Evaluating the agent's response based on the provided metrics and the context of the issue:

### Precise Contextual Evidence (m1)

- The issue specifically mentions a problem with the way `load.py` handles file names, particularly when a directory name ends with `.py`, which leads to incorrect behavior due to the script's method of constructing the `meta_path` variable.
- The agent's response, however, does not directly address this particular issue.

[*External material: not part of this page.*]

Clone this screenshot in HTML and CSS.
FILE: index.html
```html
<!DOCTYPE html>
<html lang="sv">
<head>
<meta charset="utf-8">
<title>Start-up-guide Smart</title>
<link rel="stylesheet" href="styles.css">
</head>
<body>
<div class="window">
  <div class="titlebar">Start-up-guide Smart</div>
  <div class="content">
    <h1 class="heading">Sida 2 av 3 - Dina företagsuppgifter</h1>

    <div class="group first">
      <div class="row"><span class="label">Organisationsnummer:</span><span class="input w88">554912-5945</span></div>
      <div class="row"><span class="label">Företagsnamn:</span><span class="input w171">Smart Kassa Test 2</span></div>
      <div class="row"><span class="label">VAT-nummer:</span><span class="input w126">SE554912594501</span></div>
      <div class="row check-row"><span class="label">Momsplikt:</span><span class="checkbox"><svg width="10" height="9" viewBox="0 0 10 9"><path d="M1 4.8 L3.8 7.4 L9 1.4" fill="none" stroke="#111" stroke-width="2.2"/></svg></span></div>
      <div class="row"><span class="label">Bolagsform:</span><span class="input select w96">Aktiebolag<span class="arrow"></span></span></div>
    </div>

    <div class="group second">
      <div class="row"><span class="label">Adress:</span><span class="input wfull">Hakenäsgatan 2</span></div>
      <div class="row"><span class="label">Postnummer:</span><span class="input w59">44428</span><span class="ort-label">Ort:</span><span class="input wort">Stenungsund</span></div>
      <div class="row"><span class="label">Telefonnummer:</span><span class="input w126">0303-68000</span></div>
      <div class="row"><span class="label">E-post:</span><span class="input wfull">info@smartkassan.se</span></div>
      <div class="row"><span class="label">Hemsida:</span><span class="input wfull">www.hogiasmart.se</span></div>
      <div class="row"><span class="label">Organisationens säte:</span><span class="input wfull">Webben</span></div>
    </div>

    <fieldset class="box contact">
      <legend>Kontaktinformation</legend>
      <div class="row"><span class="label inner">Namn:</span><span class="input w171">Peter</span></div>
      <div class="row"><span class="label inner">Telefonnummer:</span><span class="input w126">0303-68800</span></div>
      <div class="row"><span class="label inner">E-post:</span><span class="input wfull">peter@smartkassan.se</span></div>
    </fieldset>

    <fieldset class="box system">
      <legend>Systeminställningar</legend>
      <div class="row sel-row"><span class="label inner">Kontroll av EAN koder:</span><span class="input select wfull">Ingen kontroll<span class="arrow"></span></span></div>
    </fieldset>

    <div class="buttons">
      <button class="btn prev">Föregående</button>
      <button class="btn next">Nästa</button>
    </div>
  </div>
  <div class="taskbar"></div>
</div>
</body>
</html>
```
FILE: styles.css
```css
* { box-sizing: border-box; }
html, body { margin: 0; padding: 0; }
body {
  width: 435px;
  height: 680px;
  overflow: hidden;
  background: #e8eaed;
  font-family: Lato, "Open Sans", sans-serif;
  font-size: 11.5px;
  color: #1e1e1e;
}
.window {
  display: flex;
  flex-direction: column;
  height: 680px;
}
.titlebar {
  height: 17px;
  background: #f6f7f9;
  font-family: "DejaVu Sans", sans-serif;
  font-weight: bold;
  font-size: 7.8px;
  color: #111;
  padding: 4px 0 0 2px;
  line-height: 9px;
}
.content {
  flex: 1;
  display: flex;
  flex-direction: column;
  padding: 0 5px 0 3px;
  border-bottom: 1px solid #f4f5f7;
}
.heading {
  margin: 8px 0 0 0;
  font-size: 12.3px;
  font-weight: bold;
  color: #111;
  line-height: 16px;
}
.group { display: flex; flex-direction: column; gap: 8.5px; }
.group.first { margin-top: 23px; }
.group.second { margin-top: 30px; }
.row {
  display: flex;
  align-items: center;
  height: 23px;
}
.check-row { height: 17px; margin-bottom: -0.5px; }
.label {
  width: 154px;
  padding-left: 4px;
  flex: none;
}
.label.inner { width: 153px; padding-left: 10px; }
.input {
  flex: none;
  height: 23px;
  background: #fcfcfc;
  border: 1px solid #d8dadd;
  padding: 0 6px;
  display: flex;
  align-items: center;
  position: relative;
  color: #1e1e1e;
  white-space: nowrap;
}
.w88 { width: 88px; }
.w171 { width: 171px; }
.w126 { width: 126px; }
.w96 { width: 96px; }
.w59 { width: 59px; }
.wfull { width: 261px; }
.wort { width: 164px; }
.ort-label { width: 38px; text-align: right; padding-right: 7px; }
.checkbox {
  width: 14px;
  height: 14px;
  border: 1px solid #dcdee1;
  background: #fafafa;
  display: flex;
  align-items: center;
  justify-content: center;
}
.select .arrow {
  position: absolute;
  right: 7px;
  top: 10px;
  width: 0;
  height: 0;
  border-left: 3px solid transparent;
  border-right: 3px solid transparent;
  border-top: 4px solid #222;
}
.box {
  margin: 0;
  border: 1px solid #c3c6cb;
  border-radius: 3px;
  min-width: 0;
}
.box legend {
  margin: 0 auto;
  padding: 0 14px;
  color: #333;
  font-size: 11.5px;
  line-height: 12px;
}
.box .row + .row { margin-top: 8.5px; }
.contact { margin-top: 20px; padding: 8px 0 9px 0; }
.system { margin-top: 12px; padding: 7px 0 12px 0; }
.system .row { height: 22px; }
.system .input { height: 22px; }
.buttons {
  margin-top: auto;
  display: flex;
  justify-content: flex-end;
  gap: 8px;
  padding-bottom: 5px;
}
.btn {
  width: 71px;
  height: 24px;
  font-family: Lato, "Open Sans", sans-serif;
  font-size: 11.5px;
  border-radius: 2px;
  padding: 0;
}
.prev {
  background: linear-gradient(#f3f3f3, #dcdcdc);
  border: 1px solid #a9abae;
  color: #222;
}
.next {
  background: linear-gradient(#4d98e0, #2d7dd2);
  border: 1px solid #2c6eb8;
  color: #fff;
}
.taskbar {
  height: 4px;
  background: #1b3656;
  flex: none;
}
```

Instead, it provides a general analysis of potential file naming convention issues in the `load.py` script without pinpointing the exact problem described in the issue (the incorrect handling of file paths when the directory name ends with `.py`).
- The agent mentions various file operations and modules (like `filecmp`, `shutil`, `fsspec`, and `os.path`) but fails to identify the specific line of code or the exact operation (`meta_path = importable_local_file.split(".py")[0] + ".json"`) that causes the issue.
- **Rating**: Given that the agent did not accurately identify and focus on the specific issue mentioned, but did discuss file naming and handling which is somewhat related, a low to medium rating seems appropriate. **Score: 0.2**

### Detailed Issue Analysis (m2)

- The agent provides a broad analysis of potential issues related to file naming conventions but does not delve into how the specific issue (incorrect `meta_path` construction) could impact the overall task or dataset.
- There's no detailed analysis of the implications of the issue described in the context, such as the failure to load a module correctly when the home directory ends with `.py`.
- **Rating**: Since the agent's analysis is general and not detailed regarding the specific problem, it scores low on this metric. **Score: 0.1**

### Relevance of Reasoning (m3)

- The reasoning provided by the agent, while related to file naming and handling, does not directly relate to the specific issue of constructing `meta_path` in a way that fails when directory names end with `.py`.
- The agent's reasoning is more generic and does not highlight the potential consequences or impacts of the specific issue mentioned.
- **Rating**: The relevance of the agent's reasoning to the specific issue is minimal. **Score: 0.1**

### Overall Decision

Summing up the scores:
- m1: 0.2 * 0.8 = 0.16
- m2: 0.1 * 0.15 = 0.015
- m3: 0.1 * 0.05 = 0.005

Total = 0.16 + 0.015 + 0.005 = 0.18

Since the sum of the ratings is less than 0.45, the agent is rated as **"failed"**.

**Decision: failed**